This is Your Quick Training Tip, a chance to learn how to work smarter in just a few moments so you can get right to your workout.

If you’re a fan of leg day, you’re familiar with the leg curl machine. By requiring you to bring your heels towards your butt in a facedown position, the equipment allows you to isolate your hamstrings for highly targeted muscle development. That’s great if you’re a bodybuilder, and your primary goal is to build muscle—but if you’re not, there’s an even more effective device for hammering your hamstrings: the glute ham developer (GHD).

You’ve likely seen the GHD (also called a glute ham bench) tucked in a corner of your gym, and might have assumed that it’s some sort of juiced-up, horizontal Roman chair. But unlike the Roman chair, which puts you in a position to target your lower back with hyperextensions, the GHD is used to perform an exercise known as the glute ham raise (GHR), which zeroes in on your biceps femoris, semitendinosus, and semimembranosus (i.e., hamstrings) by training that muscle group’s two key functions: knee flexion and hip extension.

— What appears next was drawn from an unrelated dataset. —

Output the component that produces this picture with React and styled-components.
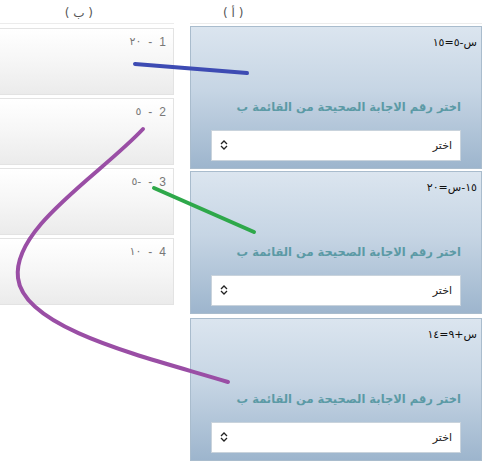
import React from "react";
import styled, { createGlobalStyle } from "styled-components";

const Global = createGlobalStyle`
  html, body { margin: 0; padding: 0; background: #fff; overflow: hidden; }
  body { font-family: "DejaVu Sans", sans-serif; }
`;

const Page = styled.div`
  position: relative;
  direction: rtl;
  width: 486px;
  height: 468px;
  overflow: hidden;
`;

const Columns = styled.div`
  display: flex;
  flex-direction: row;
  gap: 16px;
  padding-right: 4px;
`;

const Column = styled.div`
  display: flex;
  flex-direction: column;
  flex: 0 0 ${(p) => p.$w}px;
  gap: ${(p) => p.$gap}px;
`;

const Header = styled.div`
  height: 24px;
  box-sizing: border-box;
  border-bottom: 1px solid #ececec;
  margin-bottom: ${(p) => p.$mb}px;
  font-family: "DejaVu Sans", sans-serif;
  font-size: 12px;
  color: #555;
  line-height: 22px;
  padding-top: 2px;
  text-align: ${(p) => p.$align};
  padding-right: ${(p) => p.$pr || 0}px;
  padding-left: ${(p) => p.$pl || 0}px;
  white-space: pre;
`;

const Panel = styled.div`
  height: 143px;
  box-sizing: border-box;
  border: 1px solid #a9bccd;
  background: linear-gradient(to bottom, #dbe5ef 0%, #c6d5e4 45%, #9db5cd 100%);
  display: flex;
  flex-direction: column;
  padding: 4px 4px 7px 20px;
  margin-top: ${(p) => p.$mt || 0}px;
`;

const Question = styled.div`
  height: 60px;
  text-align: right;
`;

const Equation = styled.span`
  direction: ltr;
  unicode-bidi: bidi-override;
  font-size: 11px;
  color: #111;
  line-height: 14px;
`;

const Instruction = styled.div`
  font-size: 11.5px;
  font-weight: bold;
  color: #5b9aa5;
  line-height: 16px;
  white-space: nowrap;
  padding-right: 16px;
  margin-top: 11px;
  margin-bottom: 15px;
`;

const Select = styled.div`
  height: 33px;
  margin-right: 16px;
  box-sizing: border-box;
  background: #fff;
  border: 1px solid #c9d3dc;
  display: flex;
  align-items: center;
  justify-content: space-between;
  padding: 0 8px 0 8px;
  font-size: 11px;
  color: #222;
`;

const Chevron = styled.svg`
  width: 8px;
  height: 10px;
  display: block;
`;

const Card = styled.div`
  height: 67px;
  box-sizing: border-box;
  border: 1px solid #e3e3e3;
  background: linear-gradient(to bottom, #ffffff 0%, #f6f6f6 50%, #ebebeb 100%);
  padding: 5px 7px 0 0;
  display: flex;
  align-items: flex-start;
  gap: 7px;
  font-family: "Liberation Sans", "DejaVu Sans", sans-serif;
  font-size: 12px;
  line-height: 16px;
  color: #777;
`;

const Value = styled.span`
  direction: ltr;
  unicode-bidi: bidi-override;
  font-family: "DejaVu Sans", sans-serif;
  font-size: 11px;
`;

const Lines = styled.svg`
  position: absolute;
  left: 0;
  top: 0;
  pointer-events: none;
`;

/* equations written in their visual (left-to-right) order */
const questions = ["١٥=٥-س", "٢٠=س-١٥", "١٤=٩+س"];
/* values in visual order */
const answers = [
  ["1", "٢٠"],
  ["2", "٥"],
  ["3", "٥-"],
  ["4", "١٠"],
];

export default function App() {
  return (
    <Page>
      <Global />
      <Columns>
        <Column $w={292} $gap={2}>
          <Header $align="left" $pl={33} $mb={0}>( أ )</Header>
          {questions.map((q, i) => (
            <Panel key={i} $mt={i === 2 ? 2 : 0}>
              <Question>
                <Equation>{q}</Equation>
              </Question>
              <Instruction>اختر رقم الاجابة الصحيحة من القائمة ب</Instruction>
              <Select>
                <span>اختر</span>
                <Chevron viewBox="0 0 8 10">
                  <path d="M1 4 L4 1 L7 4 M1 6 L4 9 L7 6" fill="none" stroke="#222" strokeWidth="1.3" />
                </Chevron>
              </Select>
            </Panel>
          ))}
        </Column>
        <Column $w={260} $gap={3}>
          <Header $align="right" $pr={81} $mb={1}>( ب )</Header>
          {answers.map(([n, v], i) => (
            <Card key={i}>
              <span>{n}</span>
              <span>-</span>
              <Value>{v}</Value>
            </Card>
          ))}
        </Column>
      </Columns>
      <Lines width="486" height="468" viewBox="0 0 486 468">
        <path d="M135 64 L247 73" stroke="#3d4bb3" strokeWidth="4" strokeLinecap="round" fill="none" />
        <path d="M154 188 L254 232" stroke="#2ea84a" strokeWidth="4" strokeLinecap="round" fill="none" />
        <path d="M143 129 C 100 175 12 228 18 278 C 24 330 150 358 228 382" stroke="#9a4ea5" strokeWidth="4" strokeLinecap="round" fill="none" />
      </Lines>
    </Page>
  );
}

That gives the GHD a leg up on the leg curl machine, which focuses exclusively on knee flexion. Indeed, when researchers at the University of Memphis used a small trial to compare hamstring activation in the leg curl, the good morning, the glute ham raise, and the Romanian deadlift, the latter two moves were the clear winners.

Need another reason to swap the leg curl machine for the GHD? You’ll work more muscles. In addition to your hamstrings, you’ll feel the burn all along your posterior chain—especially in your glutes, erector spinae, and calves—as well as in your abs, which kick into gear to help your erector spinae stabilize your spine. It’s tough to imagine a more comprehensive exercise for building total-body muscle.

Some trainers, particularly in the CrossFit world, use the GHD as a station for an extreme version of the situp. That’s not exactly the best way to use the rig. There’s too much room for excessive spinal extension, and this overarching of your back isn’t safe for everyone.

Your move: If your gym has a GHD, make the glute ham raise a regular part of your weekly training program. Performing it once or twice a week will pay dividends both in and out of the weight room, as it can help to bolster your squat and deadlift, as well as helping you run faster and jump higher.

Don’t have access to a GHD? Take a page from Kansas City Chiefs wide receiver Tyreek Hill’s playbook by enlisting a partner to hold your feet so you can do the Nordic curl. The exercise is tough—if you really struggle, try starting from the top position and lowering down with as much control as you can.

If you do have access to a GHD and want to try the situp, don’t give it a try until you can own a hollow hold. Even after that, just to stay safe, make sure to maintain core tension and pelvic control as you lower, and to stop when your body is parallel.